Тут все упали на колени, потрясенные щедрым даром, которого всякому хватило бы на целую жизнь: а назначение его было облегчить одному из них смерть. Самый старый — седые волосы падали на узловатые плечи, и с виду ему было лет семьдесят — король мысленно скинул двадцать — итак, этот пятидесятилетний старик из крестьян заговорил:
— Добрый государь наш король, однажды на охоте вы мимоездом увидели, что дом мой вот-вот обвалится. Тогда вы велели починить его, тут же отсчитали тридцать ливров и еще сорок су за еду.
— Эге! — вскричал король. — Значит, я ел у тебя. В какой день и что?
— В воскресенье, курицу.
Генрих рассмеялся последним веселым смехом. Он кивает, собирается уйти, но останавливается на месте, занеся ногу на порог. Жестокое прощанье, безмерность мук. Большой двор был оцеплен его жандармами. Их начальник подошел, доложил, что экипаж подан. Кавалеры, которым приказано сопутствовать ему, ждут.
«Что я приказал, кого призывал?» Однако он ничего не отменил. Господин д’Арманьяк попросил, молодцевато, как только мог:
— Сир! Возьмите меня с собой.
— Даже жандармов моих не возьму, — решил Генрих. — Что бы сказали мои крестьяне? Народ и я. А где же королева?
Он еще раз воротился в комнаты. Марии Медичи нигде не было видно.
Когда он уже собрался идти, какой-то однорукий офицер остановил его:
— Сир! Под Монмелианом в меня угодила пуля. Я уволен и обременен долгами, не позже как сегодня меня должны посадить в тюрьму. Избавьте вашего солдата от беды и позора.
Король:
— Я уплачу ваши долги.
Офицер:
— Этого вы сделать не можете. Я прошу лишь сохранить мне свободу.
Король:
— Дружище, я присоединю твои долги к моим и заплачу за нас обоих. Д’Арманьяк, ступай на старый двор в финансовое ведомство, объяви им мою волю. Когда вернусь, я подпишу распоряжение.
Офицер:
— Сир! Тогда я буду уже под замком, и вам придется вызволять меня.
Король:
— Надо, чтобы вас не могли найти. Капитан, где вы, на ближайший час, будете сохранней всего?
Д’Арманьяк, очень тихо:
— В вашем экипаже, сир!
Король взглянул на него, побледнел, переступил с ноги на ногу и наконец:
— Вы поедете со мной, капитан!
Путь к пристани
По длинным галереям Луврского дворца пронесся отдаленный крик, в то время как король со своим офицером шагал к выходу — вопль ужаса и радости, в нем звучало необузданное безумие и смятение души. Д’Арманьяк поспешил за королем, он решил, что это королева, наконец-то она объявилась. Генрих правильно распознал голос: маркиза де Вернейль — тоже существовала некогда, и очень осязаемо существовала; но теперь сохранилась лишь как голос.

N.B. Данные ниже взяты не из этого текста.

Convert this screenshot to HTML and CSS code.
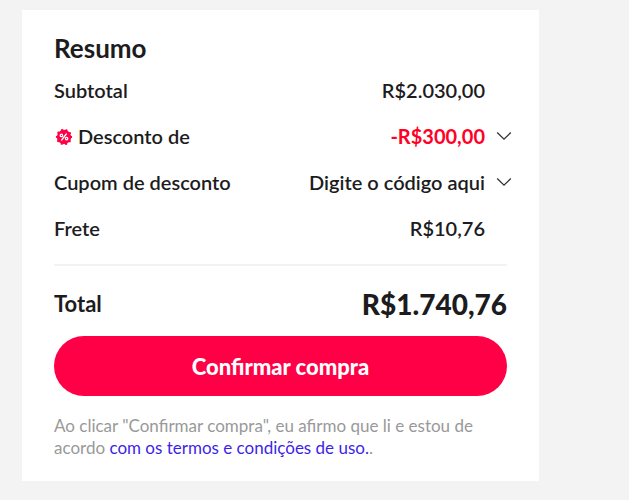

По дороге короля останавливали еще не раз. Витри[120], капитан гвардейцев, настоятельно просил разрешения сопровождать его. По случаю предстоящего торжественного въезда королевы на улицах неслыханно много чужестранцев и неизвестных.
120.
Витри Никола де л’Опиталь, маркиз, затем герцог (1581—1644), — маршал Франции. В 1611 г. капитан гвардейского корпуса.